Development of a numerical and experimental framework to understand and predict the burning dynamics of porous fuel beds

Abstract

Understanding the burning behaviour of litter fuels is essential before developing a complete understanding of wildfire spread. The challenge of predicting the fire behaviour of such fuels arises from their porous nature and from the strong coupling of the physico-chemical complexities of the fuel with the surrounding environment, which controls the burning dynamics. In this work, a method is presented to accurately understand the processes which control the burning behaviour of a wildland fuel layer using numerical simulations coupled with laboratory experiments. Simulations are undertaken with ForestFireFOAM, a modification of FireFOAM that uses a Large Eddy Simulation solver to represent porous fuel by implementing a multiphase formulation to conservation equations (mass, momentum, and energy). This approach allows the fire-induced behaviour of a porous, reactive and radiative medium to be simulated. Conservation equations are solved in an averaged control volume at a scale sufficient to contain both coexisting gas and solid phases, considering strong coupling between the phases. Processes such as drying, pyrolysis, and char combustion are described through temperature-dependent interaction between the solid and gas phases. Di↵erent sub-models for heat transfer, pyrolysis, gas combustion, and smouldering have been implemented and tested to allow better representation of these combustion processes. Numerical simulations are compared with experiments undertaken in a controlled environment using the FM Global Fire Propagation Apparatus.
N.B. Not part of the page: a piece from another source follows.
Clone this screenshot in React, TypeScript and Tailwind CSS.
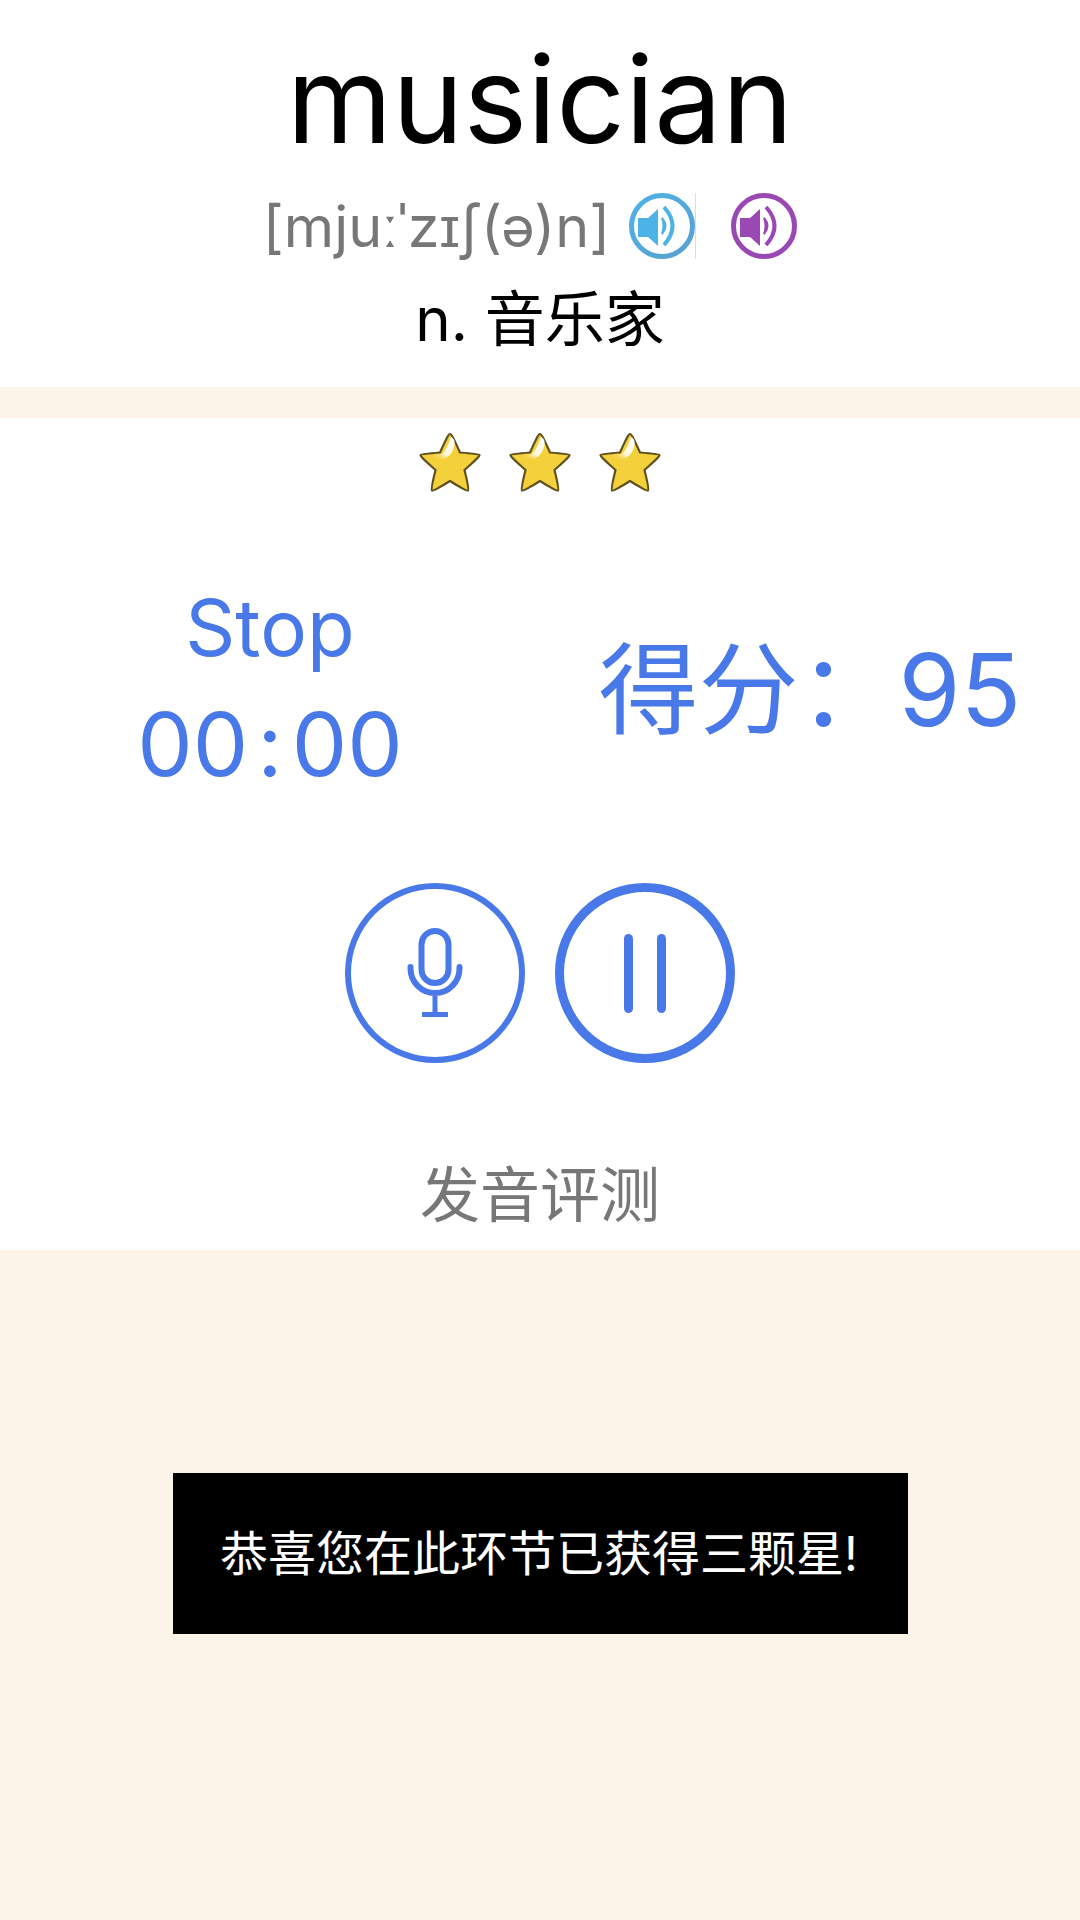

Pine needle beds of varying densities and surface to volume ratios were subject to radiative heat fluxes and flows to interrogate the ignition and combustion behaviour. After including modified descriptions of the heat transfer, degradation, and combustion models, it is shown that key flammability parameters of mass loss rates, heat release rates, gas emissions and temperature fields agree well with experimental observations. Using this approach, we are able to provide the appropriate modifications to represent the burning behaviour of complex wildland fuels in a range of conditions representative of real fires. It is anticipated that this framework will support larger-scale model development and optimisation of fire simulations of wildland fuels.